“Appropriate reproductive health care has restarted in this state, and it should continue — with Georgia's women and their partners being free to make private decisions about when and whether to have a family, without politicians,” ACLU of Georgia Executive Director Andrea Young said in a statement.
McBurney ruled Tuesday that the state’s abortion ban was invalid because when it was signed into law in 2019, U.S. Supreme Court precedent under Roe. v. Wade and another ruling allowed abortion well past six weeks. Legislatures exceed their authority when they enact laws that violate a constitutional right declared by the judicial branch, he wrote, adding that such laws are void when they are passed.
The decision immediately prohibited enforcement of the abortion ban statewide. It had been in effect since July and prohibited most abortions once a “detectable human heartbeat” was present.
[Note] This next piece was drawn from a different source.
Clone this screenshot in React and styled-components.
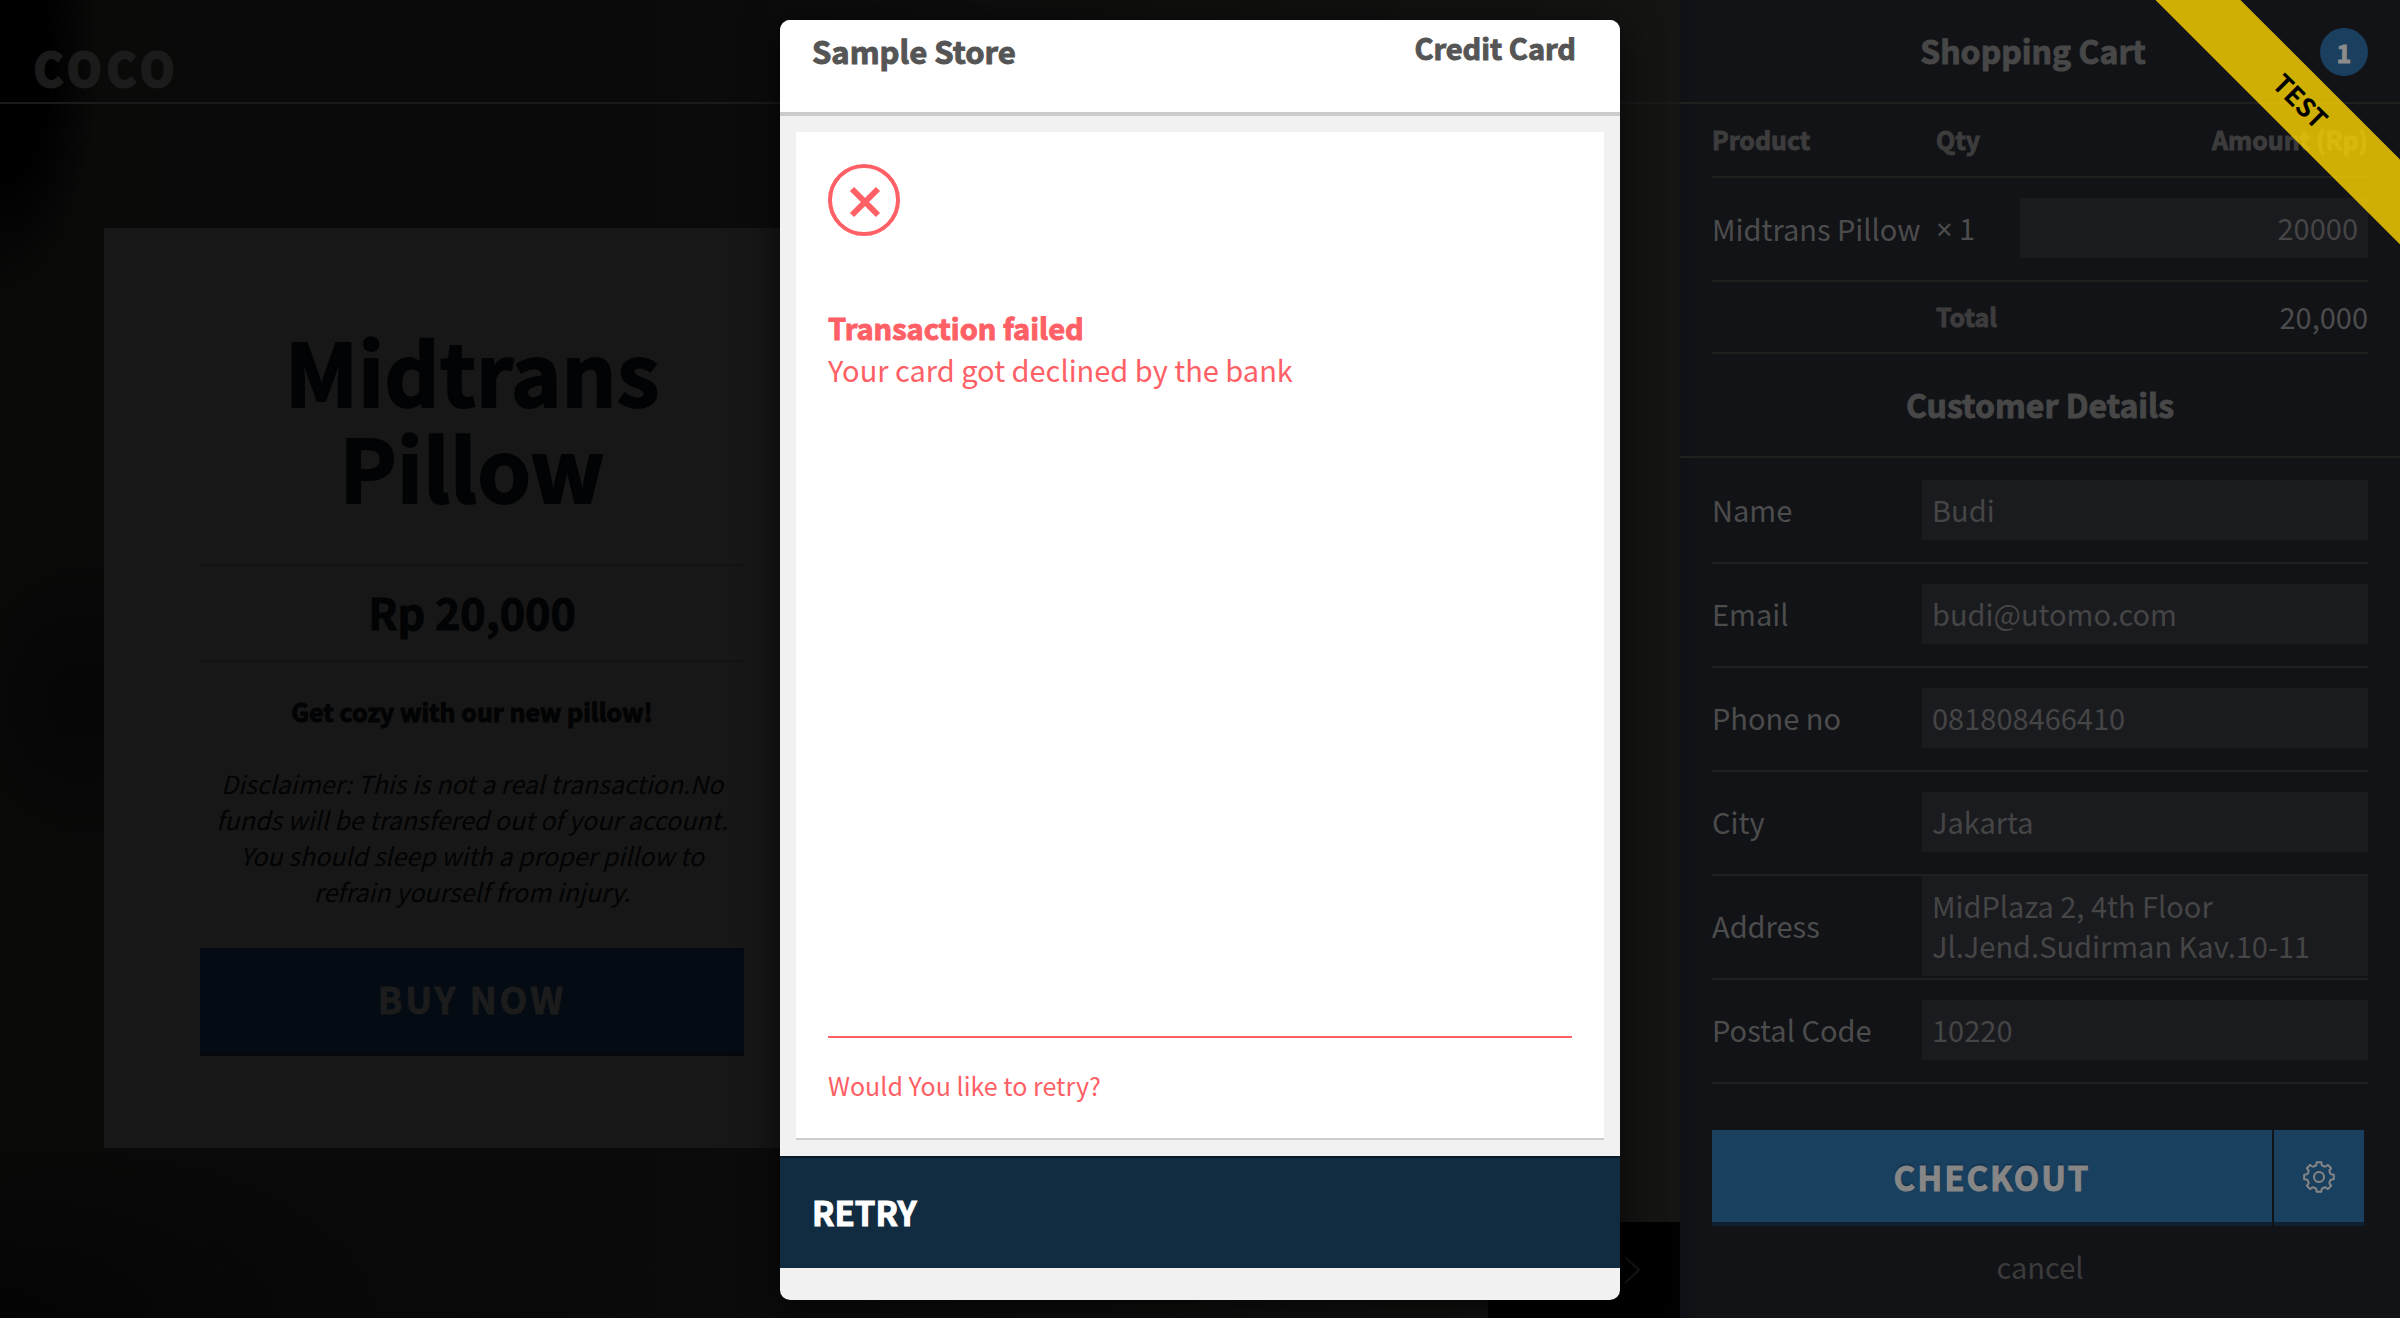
import React from "react";
import styled, { createGlobalStyle, css } from "styled-components";

const font = `"Noto Sans CJK SC", "Noto Sans", sans-serif`;
const red = "#ff6066";

const heavy = css`
  font-weight: 700;
  -webkit-text-stroke: 1px currentColor;
`;

const GlobalStyle = createGlobalStyle`
  *, *::before, *::after { box-sizing: border-box; }
  body { margin: 0; background: #090909; font-family: ${font}; }
  h1, h2, h3, p { margin: 0; }
  button, input, textarea { font-family: inherit; border: 0; margin: 0; border-radius: 0; }
  button { cursor: pointer; padding: 0; }
`;

const Page = styled.div`
  position: relative;
  display: grid;
  grid-template-columns: minmax(0, 1fr) 720px;
  min-height: 100vh;
  overflow: hidden;
`;

const Shop = styled.main`
  position: relative;
  display: flex;
  flex-direction: column;
  background:
    radial-gradient(ellipse 100px 240px at 0 60px, #000 50%, transparent 100%),
    radial-gradient(ellipse 140px 160px at 80px 700px, #050505 0%, transparent 100%),
    radial-gradient(ellipse 400px 200px at 0 1318px, #040404 0%, transparent 100%),
    linear-gradient(90deg, #0a0a09 0%, #090909 30%, #0f0f0e 70%, #151514 100%);
`;

const ShopHeader = styled.header`
  height: 104px;
  padding: 32px 34px 0;
  border-bottom: 2px solid #1a1a1a;
`;

const Logo = styled.h1`
  font-size: 44px;
  line-height: 70px;
  font-weight: 700;
  letter-spacing: 6px;
  color: #1b1b1b;
  -webkit-text-stroke: 3px currentColor;
`;

const ProductCard = styled.section`
  width: 736px;
  margin: 124px 0 0 104px;
  padding: 94px 96px 92px;
  background: #171717;
  color: #020304;
  text-align: center;
`;

const ProductTitle = styled.h2`
  ${heavy}
  -webkit-text-stroke-width: 2px;
  font-size: 86px;
  line-height: 96px;
  padding-bottom: 50px;
`;

const Price = styled.p`
  ${heavy}
  padding-bottom: 4px;
  border-top: 2px solid #131313;
  border-bottom: 2px solid #131313;
  font-size: 43px;
  line-height: 90px;
`;

const Tagline = styled.p`
  ${heavy}
  margin-top: 31px;
  font-size: 25px;
  line-height: 36px;
`;

const Disclaimer = styled.p`
  margin-top: 36px;
  font-size: 25px;
  line-height: 36px;
  font-style: italic;
`;

const BuyButton = styled.button`
  ${heavy}
  width: 100%;
  height: 108px;
  margin-top: 39px;
  padding-bottom: 4px;
  background: #040b12;
  border-bottom: 4px solid #05090b;
  color: #1c1c1c;
  font-size: 36px;
  letter-spacing: 3px;
`;

const SlideNav = styled.nav`
  position: absolute;
  right: 0;
  bottom: 0;
  display: flex;
  background: #010101;
`;

const SlideButton = styled.button`
  display: grid;
  place-items: center;
  width: 96px;
  height: 96px;
  background: transparent;
  color: #161616;
`;

const Cart = styled.aside`
  display: flex;
  flex-direction: column;
  background: linear-gradient(90deg, #0f1015 0, #121317 16px);
  color: #4c4c4c;
  font-size: 29px;
`;

const CartHeading = styled.header`
  display: flex;
  align-items: center;
  height: 104px;
  padding: 0 32px;
  border-bottom: 2px solid #20211f;
`;

const Heading = styled.h2`
  ${heavy}
  flex: 1;
  padding-bottom: 2px;
  font-size: 32px;
  line-height: 48px;
  color: #474747;
  text-align: center;
  ${(p) => p.$besideBadge && css`padding-left: 34px;`}
`;

const Badge = styled.span`
  display: grid;
  place-items: center;
  width: 48px;
  height: 48px;
  margin-top: 2px;
  border-radius: 50%;
  background: #1b3f5f;
  color: #8c8c8c;
  font-size: 25px;
  line-height: 46px;
  ${heavy}
`;

const CartTable = styled.table`
  margin: 0 32px;
  border-collapse: separate;
  border-spacing: 0;
  table-layout: fixed;
  text-align: left;
`;

const Col = styled.col`
  width: ${(p) => p.$w};
`;

const Row = styled.tr`
  height: ${(p) => p.$h}px;
`;

const cell = css`
  padding: 0 0 2px;
  border-bottom: 2px solid #20211f;
  line-height: 40px;
  white-space: nowrap;
  text-align: ${(p) => (p.$right ? "right" : "left")};
`;

const Cell = styled.td`
  ${cell}
`;

const HeadCell = styled.th`
  ${cell}
  ${heavy}
  font-size: 25px;
  color: #3c3c3c;
`;

const Times = styled.span`
  font-family: "Noto Sans", sans-serif;
`;

const field = css`
  display: block;
  width: 100%;
  padding: 0 10px 2px;
  background: #1a1b1f;
  color: #454545;
  font-size: 29px;
  line-height: 40px;
  outline: 0;
`;

const Input = styled.input`
  ${field}
  height: 60px;
  text-align: ${(p) => (p.$right ? "right" : "left")};
`;

const AddressBox = styled.textarea`
  ${field}
  height: 100px;
  padding: 9px 10px;
  resize: none;
  overflow: hidden;
`;

const Form = styled.form`
  padding: 2px 32px 0;
`;

const Field = styled.div`
  display: grid;
  grid-template-columns: 210px minmax(0, 1fr);
  align-items: center;
  height: 104px;
  padding-bottom: 2px;
  border-bottom: 2px solid #20211f;
  line-height: 40px;
`;

const FieldLabel = styled.label`
  padding-bottom: 2px;
`;

const Actions = styled.div`
  display: grid;
  grid-template-columns: minmax(0, 1fr) 90px;
  gap: 2px;
  margin: 46px 4px 0 0;
`;

const CheckoutButton = styled.button`
  ${heavy}
  display: grid;
  place-items: center;
  height: 96px;
  padding-top: 2px;
  background: #1a4060;
  border-bottom: 4px solid #0f2131;
  color: #868686;
  font-size: 33px;
  line-height: 48px;
  letter-spacing: 2px;
  text-shadow: 0 -2px 2px rgba(0, 0, 0, 0.3);
`;

const CancelButton = styled.button`
  display: block;
  margin: 20px auto 0;
  background: transparent;
  color: #3b3b3b;
  font-size: 29px;
  line-height: 40px;
`;

const RibbonCorner = styled.div`
  position: absolute;
  top: 0;
  right: 0;
  width: 244px;
  height: 244px;
  overflow: hidden;
  pointer-events: none;
`;

const Ribbon = styled.div`
  position: absolute;
  top: 71px;
  right: -99px;
  width: 400px;
  height: 60px;
  padding-left: 2px;
  transform: rotate(45deg);
  background: rgba(255, 215, 0, 0.8);
  color: #000;
  font-size: 26px;
  line-height: 56px;
  font-weight: 700;
  text-align: center;
`;

const Overlay = styled.div`
  position: absolute;
  inset: 0;
  display: flex;
  justify-content: center;
  padding: 20px 0 18px;
  pointer-events: none;
`;

const Modal = styled.section`
  display: flex;
  flex-direction: column;
  width: 840px;
  border-radius: 10px;
  overflow: hidden;
  background: #f1f1f1;
  box-shadow: 0 8px 40px rgba(0, 0, 0, 0.7);
  pointer-events: auto;
`;

const ModalHeader = styled.header`
  display: flex;
  justify-content: space-between;
  align-items: flex-start;
  height: 96px;
  padding: 6px 44px 0 32px;
  background: #fff;
  border-bottom: 4px solid #ccc;
  color: #555;
`;

const StoreName = styled.h2`
  ${heavy}
  font-size: 31px;
  line-height: 50px;
`;

const Method = styled.h3`
  ${heavy}
  font-size: 29px;
  line-height: 42px;
`;

const Panel = styled.div`
  flex: 1;
  display: flex;
  flex-direction: column;
  margin: 16px;
  padding: 32px 32px 20px;
  background: #fff;
  border-bottom: 2px solid #ccc;
  color: ${red};
`;

const StatusIcon = styled.svg`
  display: block;
  width: 72px;
  height: 72px;
`;

const Message = styled.div`
  flex: 1;
  margin-top: 70px;
  font-size: 29px;
  line-height: 42px;
`;

const MessageTitle = styled.h3`
  ${heavy}
  font-size: 29px;
  line-height: 42px;
`;

const RetryPrompt = styled.p`
  padding: 24px 0 10px;
  border-top: 2px solid ${red};
  font-size: 25px;
  line-height: 46px;
`;

const RetryButton = styled.button`
  ${heavy}
  height: 112px;
  margin-bottom: 32px;
  padding: 0 32px 2px;
  background: #112c40;
  border-top: 2px solid #081a27;
  color: #fff;
  font-size: 33px;
  line-height: 48px;
  text-align: left;
`;

const fields = [
  ["name", "Name", "Budi"],
  ["email", "Email", "budi@utomo.com"],
  ["phone", "Phone no", "081808466410"],
  ["city", "City", "Jakarta"],
  ["address", "Address", "MidPlaza 2, 4th Floor\nJl.Jend.Sudirman Kav.10-11"],
  ["postal", "Postal Code", "10220"],
];

function gearPath(cx, cy, teeth, inner, outer) {
  const step = (Math.PI * 2) / teeth;
  const at = (r, a) => `${(cx + r * Math.sin(a)).toFixed(2)} ${(cy - r * Math.cos(a)).toFixed(2)}`;
  let d = "";
  for (let i = 0; i < teeth; i++) {
    const a = i * step;
    d += `${i ? "L" : "M"}${at(outer, a - step * 0.2)}L${at(outer, a + step * 0.2)}`;
    d += `Q${at(inner, a + step * 0.26)} ${at(inner, a + step * 0.4)}`;
    d += `L${at(inner, a + step * 0.6)}Q${at(inner, a + step * 0.74)} ${at(outer, a + step * 0.8)}`;
  }
  return d + "Z";
}

function Gear() {
  return (
    <svg width="32" height="32" viewBox="0 0 32 32" fill="none" stroke="currentColor" strokeWidth="2" strokeLinejoin="round" aria-hidden="true">
      <path d={gearPath(16, 16, 8, 11.8, 15)} />
      <circle cx="16" cy="16" r="5" />
    </svg>
  );
}

export default function App() {
  return (
    <>
      <GlobalStyle />
      <Page>
        <Shop>
          <ShopHeader>
            <Logo>COCO</Logo>
          </ShopHeader>
          <ProductCard>
            <ProductTitle>Midtrans Pillow</ProductTitle>
            <Price>Rp 20,000</Price>
            <Tagline>Get cozy with our new pillow!</Tagline>
            <Disclaimer>
              Disclaimer: This is not a real transaction.No funds will be transfered out of your
              account. You should sleep with a proper pillow to refrain yourself from injury.
            </Disclaimer>
            <BuyButton type="button">BUY NOW</BuyButton>
          </ProductCard>
          <SlideNav aria-label="Slides">
            <SlideButton type="button" aria-label="Previous">
              <svg width="20" height="32" viewBox="0 0 20 32" fill="none" stroke="currentColor" strokeWidth="2" aria-hidden="true">
                <path d="M17 3 3 16l14 13" />
              </svg>
            </SlideButton>
            <SlideButton type="button" aria-label="Next">
              <svg width="20" height="32" viewBox="0 0 20 32" fill="none" stroke="currentColor" strokeWidth="2" aria-hidden="true">
                <path d="M3 3l14 13L3 29" />
              </svg>
            </SlideButton>
          </SlideNav>
        </Shop>

        <Cart>
          <CartHeading>
            <Heading $besideBadge>Shopping Cart</Heading>
            <Badge>1</Badge>
          </CartHeading>
          <CartTable>
            <colgroup>
              <Col $w="224px" />
              <Col $w="84px" />
              <Col $w="auto" />
            </colgroup>
            <thead>
              <Row $h={74}>
                <HeadCell scope="col">Product</HeadCell>
                <HeadCell scope="col">Qty</HeadCell>
                <HeadCell scope="col" $right>Amount (Rp)</HeadCell>
              </Row>
            </thead>
            <tbody>
              <Row $h={104}>
                <Cell>Midtrans Pillow</Cell>
                <Cell><Times>×</Times> 1</Cell>
                <Cell>
                  <Input $right aria-label="Amount (Rp)" defaultValue="20000" />
                </Cell>
              </Row>
              <Row $h={72}>
                <Cell />
                <HeadCell scope="row">Total</HeadCell>
                <Cell $right>20,000</Cell>
              </Row>
            </tbody>
          </CartTable>
          <CartHeading>
            <Heading>Customer Details</Heading>
          </CartHeading>
          <Form onSubmit={(e) => e.preventDefault()}>
            {fields.map(([id, label, value]) => (
              <Field key={id}>
                <FieldLabel htmlFor={id}>{label}</FieldLabel>
                {id === "address" ? (
                  <AddressBox id={id} defaultValue={value} />
                ) : (
                  <Input id={id} defaultValue={value} />
                )}
              </Field>
            ))}
            <Actions>
              <CheckoutButton type="submit">CHECKOUT</CheckoutButton>
              <CheckoutButton type="button" aria-label="Settings">
                <Gear />
              </CheckoutButton>
            </Actions>
            <CancelButton type="button">cancel</CancelButton>
          </Form>
        </Cart>

        <Overlay>
          <Modal role="dialog" aria-labelledby="store-name">
            <ModalHeader>
              <StoreName id="store-name">Sample Store</StoreName>
              <Method>Credit Card</Method>
            </ModalHeader>
            <Panel>
              <StatusIcon viewBox="0 0 72 72" fill="none" stroke="currentColor" aria-hidden="true">
                <circle cx="36" cy="36" r="34" strokeWidth="4" />
                <path d="M24 25 50 51M50 25 24 51" strokeWidth="6" />
              </StatusIcon>
              <Message>
                <MessageTitle>Transaction failed</MessageTitle>
                <p>Your card got declined by the bank</p>
              </Message>
              <RetryPrompt>Would You like to retry?</RetryPrompt>
            </Panel>
            <RetryButton type="button">RETRY</RetryButton>
          </Modal>
        </Overlay>

        <RibbonCorner>
          <Ribbon>TEST</Ribbon>
        </RibbonCorner>
      </Page>
    </>
  );
}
Cardiac activity can be detected by ultrasound in cells within an embryo that will eventually become the heart around six weeks into a pregnancy. That means most abortions in Georgia were effectively banned at a point before many people knew they were pregnant.
In his court filing, Petrany noted that Georgia's ban went into effect after the U.S. Supreme Court in June overturned Roe v. Wade. When judicial precedents are overruled, they were never the law, he wrote.
“No other court has ever held that an overruled judicial opinion can, like a zombie rising from the grave, invalidate otherwise perfectly valid laws,” he claimed.